Silenzio nudo e quiete altissima

DI ANTONIO MARTONE

Fino al tempo di Caspar David Friedrich, la pittura paesaggistica aveva significato soltanto un più o meno riuscito naturalismo.

Allorquando questo grande, e ancora sottovalutato, pittore nordico si accinse alla realizzazione della sua prolifica opera, invece, la storia dell’arte celebrò la nascita di un paesaggismo completamente inedito.

Non si trattava più di ritrarre semplicemente uno scenario ambientale naturale; si trattava piuttosto di far vedere il paesaggio come emanazione visibile di dati che normalmente trascendono la vista.

L’occhio del pittore, secondo questa particolare poetica, diviene un creatore di simboli che s’identificano con i dati fondamentali del mondo e della vita dell’uomo.
Il paesaggio, così, diviene emanazione quasi mistica di realtà eterne.

In esse, il grande pittore tedesco vede qualcosa di incommensurabilmente diverso dalla rappresentazione di alberi e montagne.
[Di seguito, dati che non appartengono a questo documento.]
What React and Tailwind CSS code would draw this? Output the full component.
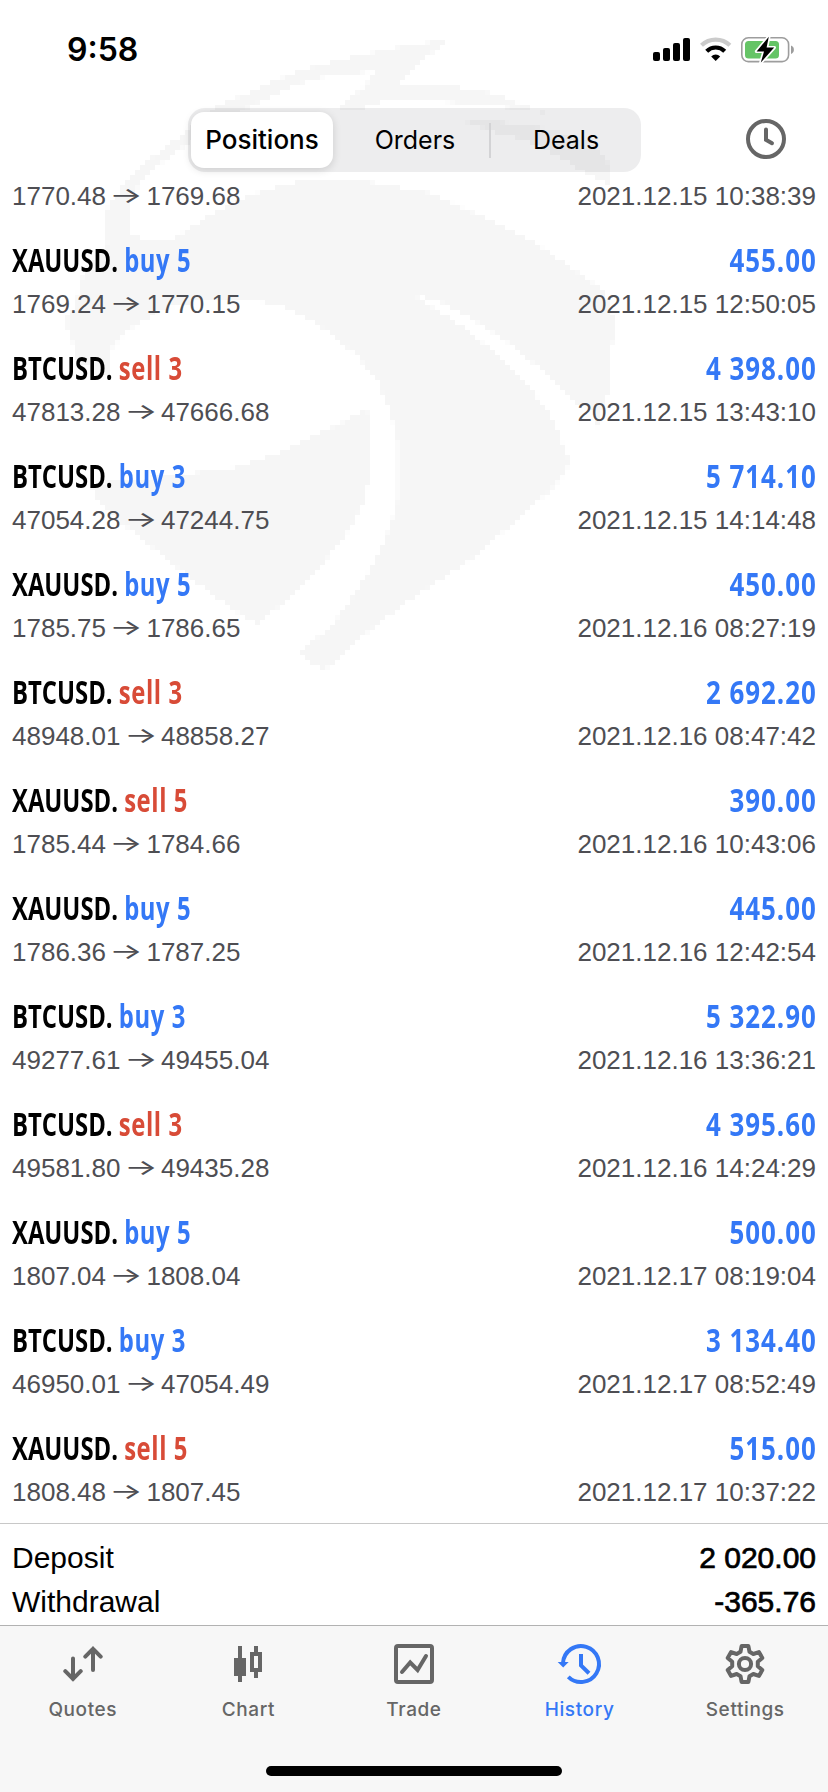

Nel paesaggio, Friedrich visualizza nientemeno che l’espressione più compiuta della presenza di Dio nel mondo.

In questo contesto, di conseguenza, le tele dell’artista consegnano al fruitore una realtà naturale “vivente”: nei paesaggi di Friedrich, l’immagine pulsa come una realtà costantemente oscillante fra il vuoto e l’infinito.

La natura, del resto, è ritratta in momenti particolari, estremi. La convinzione dell’artista consiste, infatti, nell’idea che, in alcuni momenti, la natura rifletta una verità peculiare non visualizzabile nei momenti ordinari.

La presenza degli esseri umani, inoltre, è limitata ad un ruolo decisamente comprimario. Si tratta di figure piccole e marginali, inghiottite da uno scenario immenso.
Nei dipinti si rinvengono spesso anche tombe e rovine.

Queste presenze, dal punto di vista stilistico, mentre orientano il romanticismo di Friedrich verso il gotico e verso il simbolismo, si mostrano nel contempo capaci di valorizzare in sommo grado una poetica interamente volta a disvelare l’essenza stessa dell’esperienza umana, ossia un’inesorabile destino entropico che ha nel vuoto assoluto la destinazione più propria.

Quando proietto uno sguardo sulla ricchissima pittura dell’Ottocento, riflettendo sulla grandezza dei suoi protagonisti, accanto al segno tormentoso e folle di Vincent Van Gogh, si colloca soltanto il tratto lucidamente consapevole del vuoto e dei silenzi eterni – connotato caratteristico dell’arte formidabile di Caspar David Friedrich.